Recorded data:
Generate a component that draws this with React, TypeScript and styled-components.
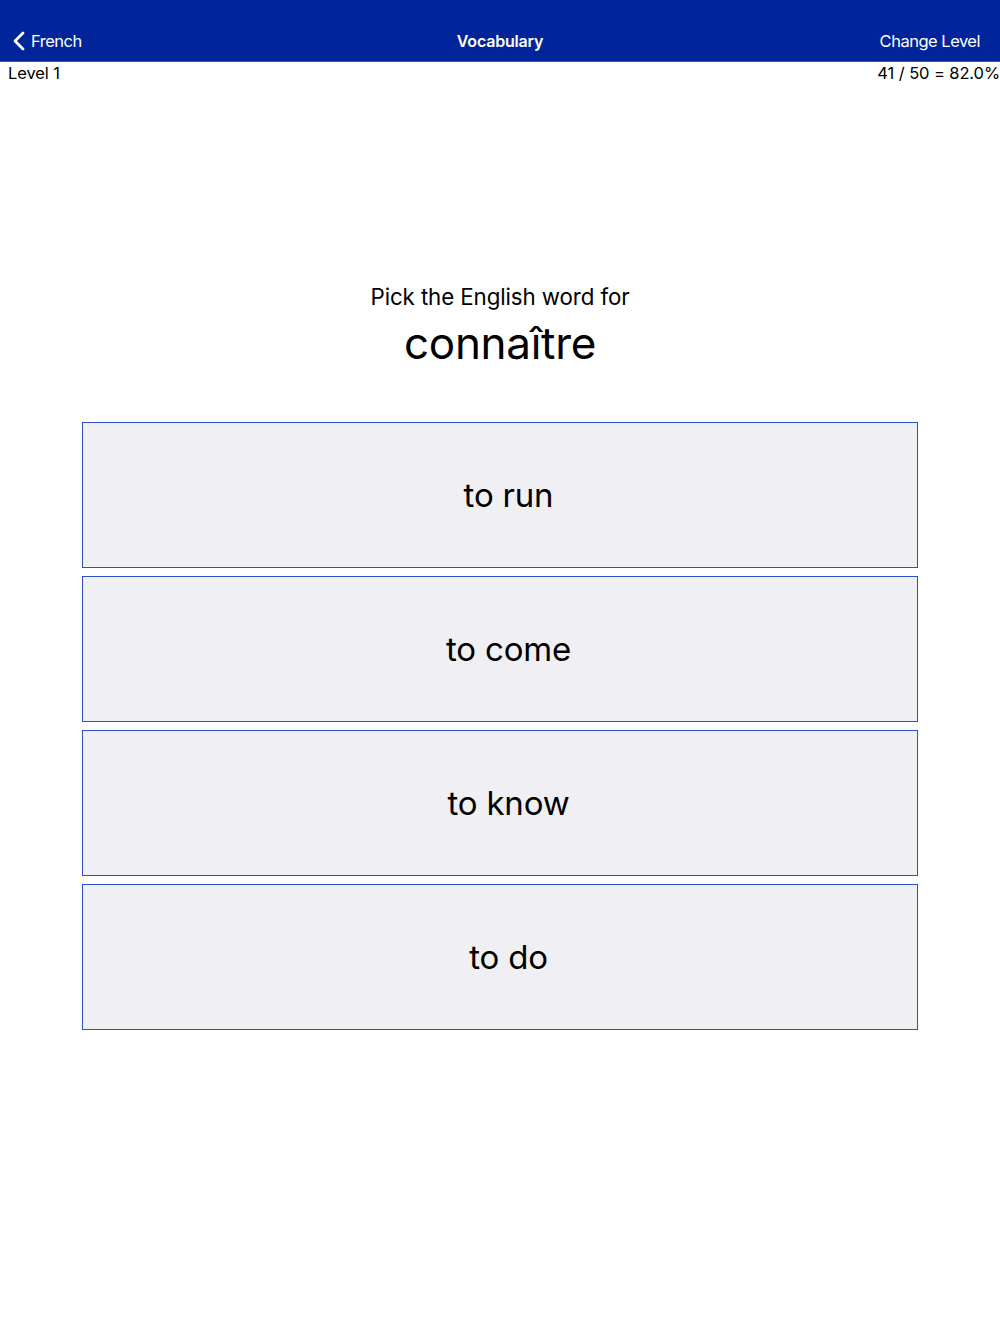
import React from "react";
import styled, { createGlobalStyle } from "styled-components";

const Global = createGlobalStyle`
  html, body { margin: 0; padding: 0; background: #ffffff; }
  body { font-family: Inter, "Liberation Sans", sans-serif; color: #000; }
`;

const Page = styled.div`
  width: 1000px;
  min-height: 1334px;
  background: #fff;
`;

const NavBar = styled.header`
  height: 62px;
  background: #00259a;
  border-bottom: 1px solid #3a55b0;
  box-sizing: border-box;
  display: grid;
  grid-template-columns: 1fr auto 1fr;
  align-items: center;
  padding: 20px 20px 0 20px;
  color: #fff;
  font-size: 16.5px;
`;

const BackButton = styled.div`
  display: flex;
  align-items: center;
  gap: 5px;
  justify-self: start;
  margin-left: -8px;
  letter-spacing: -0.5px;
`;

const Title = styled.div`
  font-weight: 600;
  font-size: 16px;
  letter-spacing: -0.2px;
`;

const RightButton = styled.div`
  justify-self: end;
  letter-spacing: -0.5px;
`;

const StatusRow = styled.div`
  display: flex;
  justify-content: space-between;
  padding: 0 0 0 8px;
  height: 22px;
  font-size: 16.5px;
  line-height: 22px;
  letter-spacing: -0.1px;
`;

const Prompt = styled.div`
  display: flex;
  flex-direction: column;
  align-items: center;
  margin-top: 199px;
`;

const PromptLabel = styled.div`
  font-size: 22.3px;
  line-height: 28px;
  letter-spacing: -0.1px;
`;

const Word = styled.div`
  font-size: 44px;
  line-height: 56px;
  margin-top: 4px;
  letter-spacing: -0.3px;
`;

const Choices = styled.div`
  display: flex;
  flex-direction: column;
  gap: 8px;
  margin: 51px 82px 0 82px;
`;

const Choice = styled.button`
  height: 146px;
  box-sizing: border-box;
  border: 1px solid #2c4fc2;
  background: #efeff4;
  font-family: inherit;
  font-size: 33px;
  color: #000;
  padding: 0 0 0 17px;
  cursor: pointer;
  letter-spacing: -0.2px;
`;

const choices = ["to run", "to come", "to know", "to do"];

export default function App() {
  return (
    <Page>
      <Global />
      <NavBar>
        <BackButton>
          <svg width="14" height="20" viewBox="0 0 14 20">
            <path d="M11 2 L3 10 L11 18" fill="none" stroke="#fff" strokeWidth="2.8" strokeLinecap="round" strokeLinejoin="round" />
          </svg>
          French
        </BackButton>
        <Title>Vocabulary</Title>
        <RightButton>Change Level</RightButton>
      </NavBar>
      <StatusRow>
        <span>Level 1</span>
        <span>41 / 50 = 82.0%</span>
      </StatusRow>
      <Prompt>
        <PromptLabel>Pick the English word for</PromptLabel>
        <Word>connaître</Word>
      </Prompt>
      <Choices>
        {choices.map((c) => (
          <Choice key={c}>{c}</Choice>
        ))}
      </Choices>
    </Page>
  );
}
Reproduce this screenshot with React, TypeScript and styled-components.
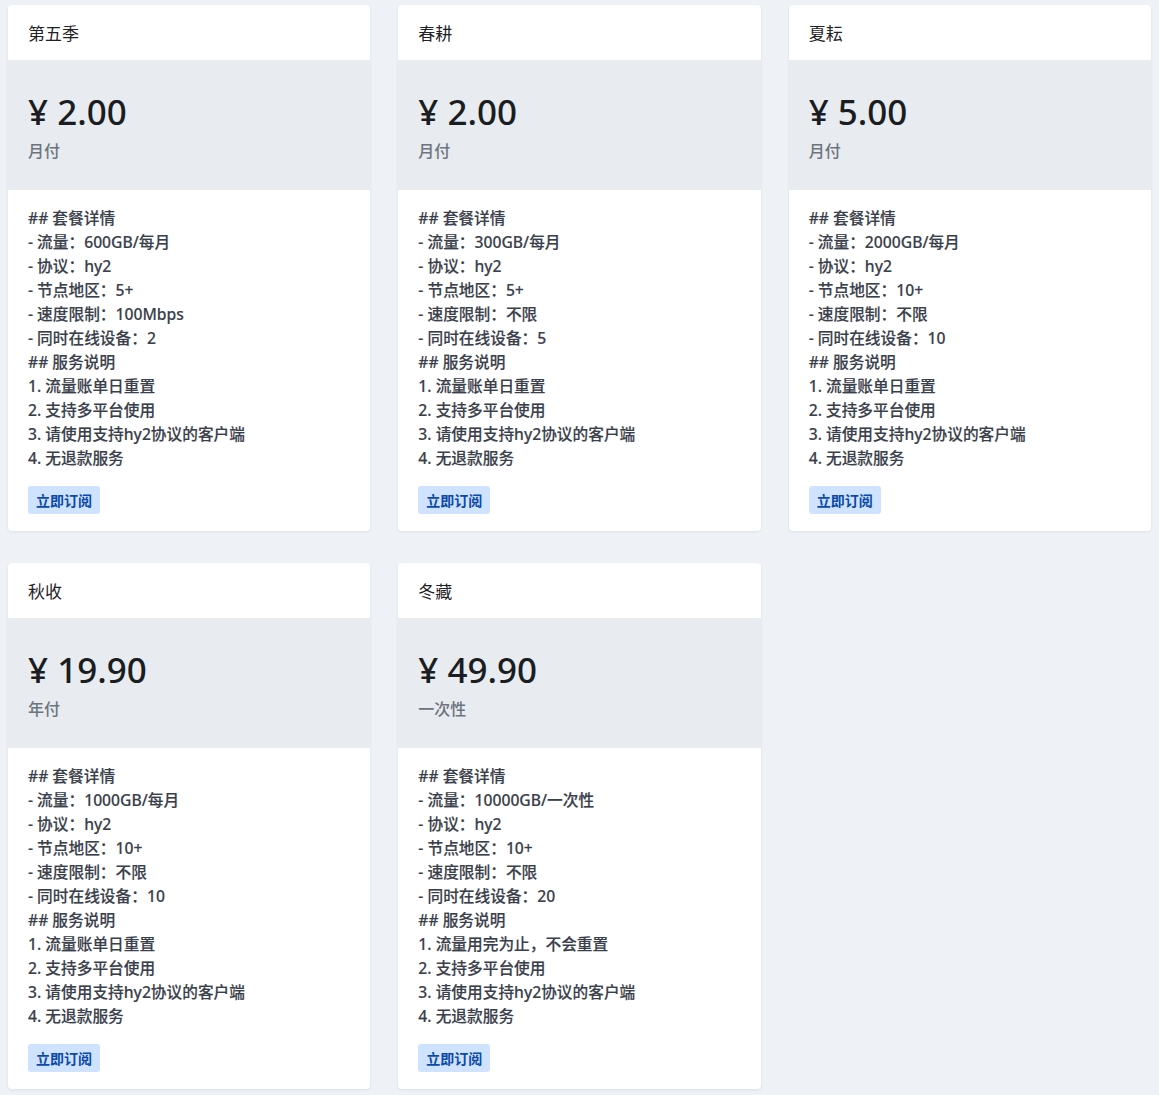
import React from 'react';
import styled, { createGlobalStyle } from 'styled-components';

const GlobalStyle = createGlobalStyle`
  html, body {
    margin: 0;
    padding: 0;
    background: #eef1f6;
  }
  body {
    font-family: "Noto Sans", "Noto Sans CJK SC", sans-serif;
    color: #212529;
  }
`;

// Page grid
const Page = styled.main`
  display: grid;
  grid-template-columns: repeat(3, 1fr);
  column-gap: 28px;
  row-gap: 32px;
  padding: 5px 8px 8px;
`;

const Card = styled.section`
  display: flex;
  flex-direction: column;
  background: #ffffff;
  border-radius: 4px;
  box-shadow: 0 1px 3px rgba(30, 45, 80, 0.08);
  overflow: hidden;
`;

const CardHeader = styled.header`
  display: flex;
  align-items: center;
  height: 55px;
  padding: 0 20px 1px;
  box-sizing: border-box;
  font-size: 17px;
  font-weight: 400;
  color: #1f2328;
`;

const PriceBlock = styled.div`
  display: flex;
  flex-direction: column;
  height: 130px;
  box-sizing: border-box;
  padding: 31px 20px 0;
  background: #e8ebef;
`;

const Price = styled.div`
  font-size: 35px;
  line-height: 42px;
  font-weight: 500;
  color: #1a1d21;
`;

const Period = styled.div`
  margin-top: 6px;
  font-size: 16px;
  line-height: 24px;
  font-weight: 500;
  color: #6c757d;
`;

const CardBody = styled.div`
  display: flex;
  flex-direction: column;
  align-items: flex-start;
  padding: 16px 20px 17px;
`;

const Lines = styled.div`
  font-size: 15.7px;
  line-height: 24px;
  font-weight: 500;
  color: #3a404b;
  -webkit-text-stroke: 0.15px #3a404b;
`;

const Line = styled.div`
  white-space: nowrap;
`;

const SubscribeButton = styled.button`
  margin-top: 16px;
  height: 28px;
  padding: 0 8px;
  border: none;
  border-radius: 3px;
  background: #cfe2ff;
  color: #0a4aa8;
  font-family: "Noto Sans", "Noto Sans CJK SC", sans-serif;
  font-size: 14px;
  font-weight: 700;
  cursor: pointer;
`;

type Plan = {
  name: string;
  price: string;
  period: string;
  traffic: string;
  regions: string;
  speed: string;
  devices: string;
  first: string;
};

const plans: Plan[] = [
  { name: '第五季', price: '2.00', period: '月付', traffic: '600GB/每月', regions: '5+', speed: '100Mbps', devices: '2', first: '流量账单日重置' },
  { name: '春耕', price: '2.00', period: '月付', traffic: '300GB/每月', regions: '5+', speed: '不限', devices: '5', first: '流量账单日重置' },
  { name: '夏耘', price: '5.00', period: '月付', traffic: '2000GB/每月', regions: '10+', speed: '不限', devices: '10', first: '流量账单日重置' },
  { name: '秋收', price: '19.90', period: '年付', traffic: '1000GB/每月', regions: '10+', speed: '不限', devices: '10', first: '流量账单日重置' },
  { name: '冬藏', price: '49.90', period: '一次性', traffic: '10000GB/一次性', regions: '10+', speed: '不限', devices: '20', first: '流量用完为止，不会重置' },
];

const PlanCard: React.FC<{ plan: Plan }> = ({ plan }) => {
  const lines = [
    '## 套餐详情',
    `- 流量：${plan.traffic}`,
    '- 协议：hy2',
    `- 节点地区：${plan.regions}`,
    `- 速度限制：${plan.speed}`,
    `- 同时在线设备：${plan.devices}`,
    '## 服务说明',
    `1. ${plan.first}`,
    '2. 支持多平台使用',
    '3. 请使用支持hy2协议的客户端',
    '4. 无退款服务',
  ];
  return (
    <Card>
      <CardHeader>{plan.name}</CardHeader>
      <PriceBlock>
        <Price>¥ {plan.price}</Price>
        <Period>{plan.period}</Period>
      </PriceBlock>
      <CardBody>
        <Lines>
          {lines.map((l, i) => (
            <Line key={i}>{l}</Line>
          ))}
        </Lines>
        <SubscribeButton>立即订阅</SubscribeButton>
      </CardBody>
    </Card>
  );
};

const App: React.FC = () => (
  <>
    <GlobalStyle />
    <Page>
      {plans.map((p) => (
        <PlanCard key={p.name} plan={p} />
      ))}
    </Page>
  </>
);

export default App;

Set task:
Repeat the material above word for word, please, apart from its images.

Full response:
Generate a component that draws this with React, TypeScript and styled-components.
import React from "react";
import styled, { createGlobalStyle } from "styled-components";

const Global = createGlobalStyle`
  html, body { margin: 0; padding: 0; background: #ffffff; }
  body { font-family: Inter, "Liberation Sans", sans-serif; color: #000; }
`;

const Page = styled.div`
  width: 1000px;
  min-height: 1334px;
  background: #fff;
`;

const NavBar = styled.header`
  height: 62px;
  background: #00259a;
  border-bottom: 1px solid #3a55b0;
  box-sizing: border-box;
  display: grid;
  grid-template-columns: 1fr auto 1fr;
  align-items: center;
  padding: 20px 20px 0 20px;
  color: #fff;
  font-size: 16.5px;
`;

const BackButton = styled.div`
  display: flex;
  align-items: center;
  gap: 5px;
  justify-self: start;
  margin-left: -8px;
  letter-spacing: -0.5px;
`;

const Title = styled.div`
  font-weight: 600;
  font-size: 16px;
  letter-spacing: -0.2px;
`;

const RightButton = styled.div`
  justify-self: end;
  letter-spacing: -0.5px;
`;

const StatusRow = styled.div`
  display: flex;
  justify-content: space-between;
  padding: 0 0 0 8px;
  height: 22px;
  font-size: 16.5px;
  line-height: 22px;
  letter-spacing: -0.1px;
`;

const Prompt = styled.div`
  display: flex;
  flex-direction: column;
  align-items: center;
  margin-top: 199px;
`;

const PromptLabel = styled.div`
  font-size: 22.3px;
  line-height: 28px;
  letter-spacing: -0.1px;
`;

const Word = styled.div`
  font-size: 44px;
  line-height: 56px;
  margin-top: 4px;
  letter-spacing: -0.3px;
`;

const Choices = styled.div`
  display: flex;
  flex-direction: column;
  gap: 8px;
  margin: 51px 82px 0 82px;
`;

const Choice = styled.button`
  height: 146px;
  box-sizing: border-box;
  border: 1px solid #2c4fc2;
  background: #efeff4;
  font-family: inherit;
  font-size: 33px;
  color: #000;
  padding: 0 0 0 17px;
  cursor: pointer;
  letter-spacing: -0.2px;
`;

const choices = ["to run", "to come", "to know", "to do"];

export default function App() {
  return (
    <Page>
      <Global />
      <NavBar>
        <BackButton>
          <svg width="14" height="20" viewBox="0 0 14 20">
            <path d="M11 2 L3 10 L11 18" fill="none" stroke="#fff" strokeWidth="2.8" strokeLinecap="round" strokeLinejoin="round" />
          </svg>
          French
        </BackButton>
        <Title>Vocabulary</Title>
        <RightButton>Change Level</RightButton>
      </NavBar>
      <StatusRow>
        <span>Level 1</span>
        <span>41 / 50 = 82.0%</span>
      </StatusRow>
      <Prompt>
        <PromptLabel>Pick the English word for</PromptLabel>
        <Word>connaître</Word>
      </Prompt>
      <Choices>
        {choices.map((c) => (
          <Choice key={c}>{c}</Choice>
        ))}
      </Choices>
    </Page>
  );
}
Reproduce this screenshot with React, TypeScript and styled-components.
import React from 'react';
import styled, { createGlobalStyle } from 'styled-components';

const GlobalStyle = createGlobalStyle`
  html, body {
    margin: 0;
    padding: 0;
    background: #eef1f6;
  }
  body {
    font-family: "Noto Sans", "Noto Sans CJK SC", sans-serif;
    color: #212529;
  }
`;

// Page grid
const Page = styled.main`
  display: grid;
  grid-template-columns: repeat(3, 1fr);
  column-gap: 28px;
  row-gap: 32px;
  padding: 5px 8px 8px;
`;

const Card = styled.section`
  display: flex;
  flex-direction: column;
  background: #ffffff;
  border-radius: 4px;
  box-shadow: 0 1px 3px rgba(30, 45, 80, 0.08);
  overflow: hidden;
`;

const CardHeader = styled.header`
  display: flex;
  align-items: center;
  height: 55px;
  padding: 0 20px 1px;
  box-sizing: border-box;
  font-size: 17px;
  font-weight: 400;
  color: #1f2328;
`;

const PriceBlock = styled.div`
  display: flex;
  flex-direction: column;
  height: 130px;
  box-sizing: border-box;
  padding: 31px 20px 0;
  background: #e8ebef;
`;

const Price = styled.div`
  font-size: 35px;
  line-height: 42px;
  font-weight: 500;
  color: #1a1d21;
`;

const Period = styled.div`
  margin-top: 6px;
  font-size: 16px;
  line-height: 24px;
  font-weight: 500;
  color: #6c757d;
`;

const CardBody = styled.div`
  display: flex;
  flex-direction: column;
  align-items: flex-start;
  padding: 16px 20px 17px;
`;

const Lines = styled.div`
  font-size: 15.7px;
  line-height: 24px;
  font-weight: 500;
  color: #3a404b;
  -webkit-text-stroke: 0.15px #3a404b;
`;

const Line = styled.div`
  white-space: nowrap;
`;

const SubscribeButton = styled.button`
  margin-top: 16px;
  height: 28px;
  padding: 0 8px;
  border: none;
  border-radius: 3px;
  background: #cfe2ff;
  color: #0a4aa8;
  font-family: "Noto Sans", "Noto Sans CJK SC", sans-serif;
  font-size: 14px;
  font-weight: 700;
  cursor: pointer;
`;

type Plan = {
  name: string;
  price: string;
  period: string;
  traffic: string;
  regions: string;
  speed: string;
  devices: string;
  first: string;
};

const plans: Plan[] = [
  { name: '第五季', price: '2.00', period: '月付', traffic: '600GB/每月', regions: '5+', speed: '100Mbps', devices: '2', first: '流量账单日重置' },
  { name: '春耕', price: '2.00', period: '月付', traffic: '300GB/每月', regions: '5+', speed: '不限', devices: '5', first: '流量账单日重置' },
  { name: '夏耘', price: '5.00', period: '月付', traffic: '2000GB/每月', regions: '10+', speed: '不限', devices: '10', first: '流量账单日重置' },
  { name: '秋收', price: '19.90', period: '年付', traffic: '1000GB/每月', regions: '10+', speed: '不限', devices: '10', first: '流量账单日重置' },
  { name: '冬藏', price: '49.90', period: '一次性', traffic: '10000GB/一次性', regions: '10+', speed: '不限', devices: '20', first: '流量用完为止，不会重置' },
];

const PlanCard: React.FC<{ plan: Plan }> = ({ plan }) => {
  const lines = [
    '## 套餐详情',
    `- 流量：${plan.traffic}`,
    '- 协议：hy2',
    `- 节点地区：${plan.regions}`,
    `- 速度限制：${plan.speed}`,
    `- 同时在线设备：${plan.devices}`,
    '## 服务说明',
    `1. ${plan.first}`,
    '2. 支持多平台使用',
    '3. 请使用支持hy2协议的客户端',
    '4. 无退款服务',
  ];
  return (
    <Card>
      <CardHeader>{plan.name}</CardHeader>
      <PriceBlock>
        <Price>¥ {plan.price}</Price>
        <Period>{plan.period}</Period>
      </PriceBlock>
      <CardBody>
        <Lines>
          {lines.map((l, i) => (
            <Line key={i}>{l}</Line>
          ))}
        </Lines>
        <SubscribeButton>立即订阅</SubscribeButton>
      </CardBody>
    </Card>
  );
};

const App: React.FC = () => (
  <>
    <GlobalStyle />
    <Page>
      {plans.map((p) => (
        <PlanCard key={p.name} plan={p} />
      ))}
    </Page>
  </>
);

export default App;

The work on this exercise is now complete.